Hannah, poor Hannah. I have every sympathy with this character. First she loses her job, always a stressful situation. She lands one at the Buy More, a step down for her, but with the bonus of an attractive co-worker who shamelessly flirts with her. She goes on her first “mission” with him, declares her feelings, and gets ruthlessly jilted. Then she faces a technical nightmare when the software appears to break down at the museum opening, and she finds herself, unknowingly, fighting the CIA and the Ring and the Museum’s proprietary software. Kudos to Hannah for overcoming such overwhelming technical obstacles. Then she comes back the next day and appears to inadvertently (from her point of view) trigger a life-threatening emergency closure of the vault. As she sees it, Chuck saves her life, then tumbles her in the home theatre section at work (don’t any of these people have boundaries?). I feel sorry for Hannah because almost nothing in her life is as it appears to be, and the revelation of that is going to be as messy as it was for, oh, Lou back in Season One.

Then we close with a cold-blooded assassination. This is comedy?

I’m really not sure where Chuck is headed this year. I’m not sure the writers do, either. Apparently they feel that the premise of the show so far—a geek with a database in his head—is not enough to carry a plot, and they are loading it up with all kinds of romantic angst. The spy plots, even the Buy Morons, have taken a back seat to this soap opera romance, and it’s killing the show. Or at least my interest in it. There are far more interesting ways to exploit the idea of the Intersect, without dragging in Friends-style, on-again/off-again sexual tension. Fake breakups, all the chatter in the last five minutes about breaking up the “team”, the constant dangling of potential Love Obstacles ™ in front of Chuck and Sarah—it’s tedious. It’s annoying. It’s been done. Get over it. Move on. I find myself increasingly disinterested in this “romance”; I want to know more about this mysterious Ring, more about the Cylons that our Ring smuggler reported to at the end. I want more Ellie and Devon. I emphatically want more Casey—Adam Baldwin says more with one grunt than most actors with a whole paragraph. I want more Buymoria. I want more of Chuck’s special expertise in computers, more of Chuck solving cases on his own, more of Chuck trying to deal with the secrets that are spinning his life out of control. If I want agonizingly long, drawn-out romances, there is always daytime soap operas.

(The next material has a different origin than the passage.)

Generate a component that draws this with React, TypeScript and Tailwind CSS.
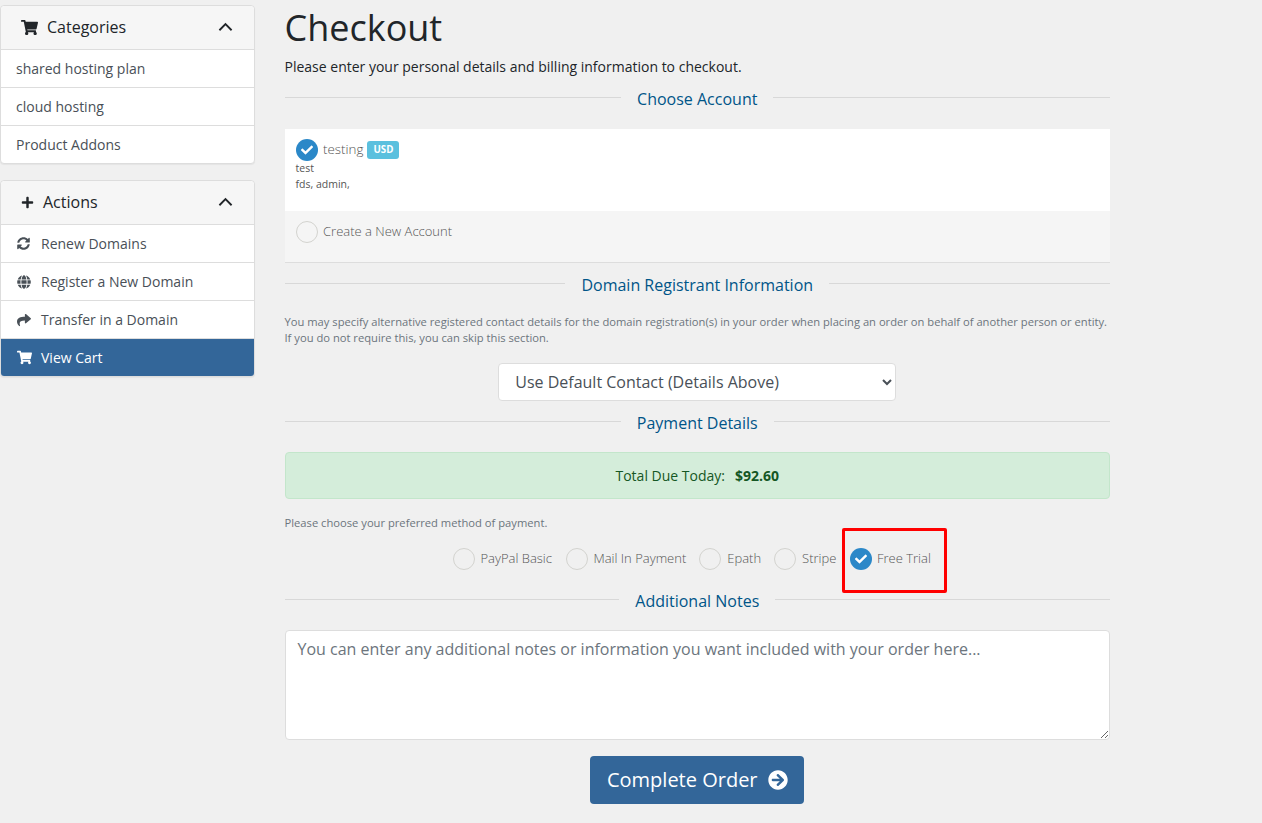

After all, Chuck is up against a real romantic melodrama, The Bachelor, and a drama with almost as much romantic subtext, House. Given that those shows play this game so much better, why can’t Chuckconcentrate on its own strengths—comedy, geek culture, witty dialogue? Why the need to compete on a foreign playing field, against better-established competition? Viewers hungry for sloppy, sentimental fake romance will be watching The Bachelor, not Chuck.

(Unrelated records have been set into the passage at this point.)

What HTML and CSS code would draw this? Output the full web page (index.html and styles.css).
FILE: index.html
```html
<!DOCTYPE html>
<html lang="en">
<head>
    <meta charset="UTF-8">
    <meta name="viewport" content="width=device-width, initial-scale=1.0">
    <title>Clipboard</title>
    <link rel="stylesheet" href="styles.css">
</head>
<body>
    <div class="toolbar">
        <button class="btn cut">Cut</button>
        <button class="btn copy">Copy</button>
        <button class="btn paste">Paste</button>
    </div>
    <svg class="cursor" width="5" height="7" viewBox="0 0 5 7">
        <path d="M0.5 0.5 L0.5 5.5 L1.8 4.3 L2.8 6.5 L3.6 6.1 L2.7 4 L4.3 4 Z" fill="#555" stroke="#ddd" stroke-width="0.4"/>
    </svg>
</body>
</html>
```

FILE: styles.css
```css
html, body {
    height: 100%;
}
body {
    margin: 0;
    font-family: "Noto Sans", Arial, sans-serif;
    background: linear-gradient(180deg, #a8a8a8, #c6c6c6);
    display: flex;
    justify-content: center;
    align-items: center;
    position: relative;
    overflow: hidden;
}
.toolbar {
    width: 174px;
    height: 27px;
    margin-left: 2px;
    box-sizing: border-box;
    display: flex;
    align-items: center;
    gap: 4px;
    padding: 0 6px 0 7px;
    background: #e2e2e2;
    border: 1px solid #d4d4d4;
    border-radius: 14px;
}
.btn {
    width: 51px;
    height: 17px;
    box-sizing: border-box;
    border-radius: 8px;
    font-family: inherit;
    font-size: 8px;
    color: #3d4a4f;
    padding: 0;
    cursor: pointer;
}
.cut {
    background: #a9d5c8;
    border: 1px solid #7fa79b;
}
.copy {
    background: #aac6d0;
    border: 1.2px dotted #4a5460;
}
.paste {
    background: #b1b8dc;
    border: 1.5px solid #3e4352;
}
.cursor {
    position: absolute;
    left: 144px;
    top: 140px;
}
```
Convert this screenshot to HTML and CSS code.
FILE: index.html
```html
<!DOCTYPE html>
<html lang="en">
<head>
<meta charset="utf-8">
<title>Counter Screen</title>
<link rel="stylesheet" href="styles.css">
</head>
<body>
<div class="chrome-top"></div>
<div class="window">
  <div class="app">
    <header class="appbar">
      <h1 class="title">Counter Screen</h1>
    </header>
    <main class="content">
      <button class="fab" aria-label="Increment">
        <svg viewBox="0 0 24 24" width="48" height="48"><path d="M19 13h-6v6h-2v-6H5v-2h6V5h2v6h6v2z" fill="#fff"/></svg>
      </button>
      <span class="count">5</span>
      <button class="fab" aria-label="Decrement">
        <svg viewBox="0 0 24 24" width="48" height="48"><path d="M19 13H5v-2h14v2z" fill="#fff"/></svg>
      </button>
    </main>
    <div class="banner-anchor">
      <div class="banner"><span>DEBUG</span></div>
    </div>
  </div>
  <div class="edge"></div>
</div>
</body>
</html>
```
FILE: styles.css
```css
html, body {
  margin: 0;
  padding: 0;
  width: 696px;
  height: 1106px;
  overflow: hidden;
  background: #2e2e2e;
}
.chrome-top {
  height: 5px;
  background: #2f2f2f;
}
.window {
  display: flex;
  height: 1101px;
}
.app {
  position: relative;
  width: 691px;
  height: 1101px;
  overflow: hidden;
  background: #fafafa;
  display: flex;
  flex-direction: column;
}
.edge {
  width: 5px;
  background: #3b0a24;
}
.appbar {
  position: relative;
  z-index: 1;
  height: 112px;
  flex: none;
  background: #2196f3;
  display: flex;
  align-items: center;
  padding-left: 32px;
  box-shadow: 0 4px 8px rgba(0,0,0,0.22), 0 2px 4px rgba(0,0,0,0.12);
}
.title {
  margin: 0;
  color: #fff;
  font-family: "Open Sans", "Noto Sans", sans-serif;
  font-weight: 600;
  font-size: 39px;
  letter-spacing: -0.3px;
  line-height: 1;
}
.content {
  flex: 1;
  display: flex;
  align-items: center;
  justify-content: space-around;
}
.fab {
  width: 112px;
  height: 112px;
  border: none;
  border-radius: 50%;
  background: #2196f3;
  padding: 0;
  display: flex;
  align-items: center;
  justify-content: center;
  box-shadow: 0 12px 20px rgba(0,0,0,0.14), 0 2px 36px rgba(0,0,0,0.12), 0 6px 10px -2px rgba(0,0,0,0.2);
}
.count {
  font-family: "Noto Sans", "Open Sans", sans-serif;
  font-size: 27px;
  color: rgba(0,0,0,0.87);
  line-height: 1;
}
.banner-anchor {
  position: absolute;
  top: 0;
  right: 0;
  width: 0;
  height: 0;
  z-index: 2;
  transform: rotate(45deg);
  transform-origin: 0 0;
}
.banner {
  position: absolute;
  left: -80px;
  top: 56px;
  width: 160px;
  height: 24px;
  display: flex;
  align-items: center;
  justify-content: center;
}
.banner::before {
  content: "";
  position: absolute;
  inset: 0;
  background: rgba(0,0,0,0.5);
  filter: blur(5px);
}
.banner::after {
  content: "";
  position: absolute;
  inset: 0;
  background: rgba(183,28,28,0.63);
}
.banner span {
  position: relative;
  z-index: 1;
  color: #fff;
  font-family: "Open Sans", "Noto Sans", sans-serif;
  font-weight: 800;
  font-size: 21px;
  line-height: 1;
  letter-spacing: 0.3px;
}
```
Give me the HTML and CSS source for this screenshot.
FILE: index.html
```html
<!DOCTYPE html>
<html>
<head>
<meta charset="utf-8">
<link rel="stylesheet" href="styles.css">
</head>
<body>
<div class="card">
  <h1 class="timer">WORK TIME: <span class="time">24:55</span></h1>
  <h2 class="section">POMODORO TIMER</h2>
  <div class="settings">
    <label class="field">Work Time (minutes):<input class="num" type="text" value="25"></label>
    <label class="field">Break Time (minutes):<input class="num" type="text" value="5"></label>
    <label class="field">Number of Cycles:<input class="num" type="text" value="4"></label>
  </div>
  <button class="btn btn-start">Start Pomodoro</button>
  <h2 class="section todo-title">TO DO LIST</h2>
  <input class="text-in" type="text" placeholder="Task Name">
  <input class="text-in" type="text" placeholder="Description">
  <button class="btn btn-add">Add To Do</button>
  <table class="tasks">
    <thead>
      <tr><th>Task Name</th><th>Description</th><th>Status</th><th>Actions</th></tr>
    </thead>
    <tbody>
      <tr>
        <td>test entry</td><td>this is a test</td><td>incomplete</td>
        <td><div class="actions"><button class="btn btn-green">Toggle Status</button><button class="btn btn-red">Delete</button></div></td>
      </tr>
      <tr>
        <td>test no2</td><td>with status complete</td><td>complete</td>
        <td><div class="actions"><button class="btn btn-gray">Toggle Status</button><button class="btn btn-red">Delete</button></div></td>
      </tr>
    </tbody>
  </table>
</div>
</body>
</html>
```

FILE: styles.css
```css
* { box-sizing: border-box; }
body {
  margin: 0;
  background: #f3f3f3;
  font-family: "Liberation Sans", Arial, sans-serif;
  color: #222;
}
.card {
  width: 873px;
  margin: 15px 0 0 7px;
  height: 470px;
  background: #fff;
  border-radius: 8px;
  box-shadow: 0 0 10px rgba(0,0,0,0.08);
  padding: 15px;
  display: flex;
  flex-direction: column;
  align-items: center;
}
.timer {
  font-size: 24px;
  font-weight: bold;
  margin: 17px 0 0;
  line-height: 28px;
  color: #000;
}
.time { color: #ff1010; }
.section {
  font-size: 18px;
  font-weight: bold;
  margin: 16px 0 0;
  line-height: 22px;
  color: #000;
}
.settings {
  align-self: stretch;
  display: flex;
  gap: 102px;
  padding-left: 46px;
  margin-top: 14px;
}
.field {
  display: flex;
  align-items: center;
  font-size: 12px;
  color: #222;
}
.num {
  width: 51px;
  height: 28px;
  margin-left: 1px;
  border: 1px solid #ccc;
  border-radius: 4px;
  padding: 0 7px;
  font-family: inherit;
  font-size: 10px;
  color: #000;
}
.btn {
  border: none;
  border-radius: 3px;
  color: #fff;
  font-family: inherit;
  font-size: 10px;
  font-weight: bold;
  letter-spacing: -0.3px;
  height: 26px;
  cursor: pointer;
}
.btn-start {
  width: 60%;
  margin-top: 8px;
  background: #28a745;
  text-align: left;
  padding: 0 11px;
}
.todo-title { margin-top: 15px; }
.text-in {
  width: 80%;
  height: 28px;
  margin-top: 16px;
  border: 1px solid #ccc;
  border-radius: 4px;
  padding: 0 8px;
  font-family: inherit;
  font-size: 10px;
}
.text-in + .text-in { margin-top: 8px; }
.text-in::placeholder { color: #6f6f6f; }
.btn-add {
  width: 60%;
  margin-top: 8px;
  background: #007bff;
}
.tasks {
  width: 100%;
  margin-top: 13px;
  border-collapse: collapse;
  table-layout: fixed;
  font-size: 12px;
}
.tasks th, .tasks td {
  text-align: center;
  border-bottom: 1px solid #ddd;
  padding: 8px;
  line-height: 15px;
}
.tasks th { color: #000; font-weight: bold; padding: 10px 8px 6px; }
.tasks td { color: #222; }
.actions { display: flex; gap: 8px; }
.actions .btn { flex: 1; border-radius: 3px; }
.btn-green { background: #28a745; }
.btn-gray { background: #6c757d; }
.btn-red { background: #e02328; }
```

Chuck did better than any other NBC show last night, coming in with 6.6 million viewers overall, a 2.2/6 share in the 18-49 demo. Frankly, I don’t know why NBC has not already renewed Chuck for another season. The network has already greenlighted Parks and Recreation for another season, and that show does not perform nearly as well as Chuck. But as I’ve said before, network programming is a black art. I doubt even an Intersect would help me figure it out.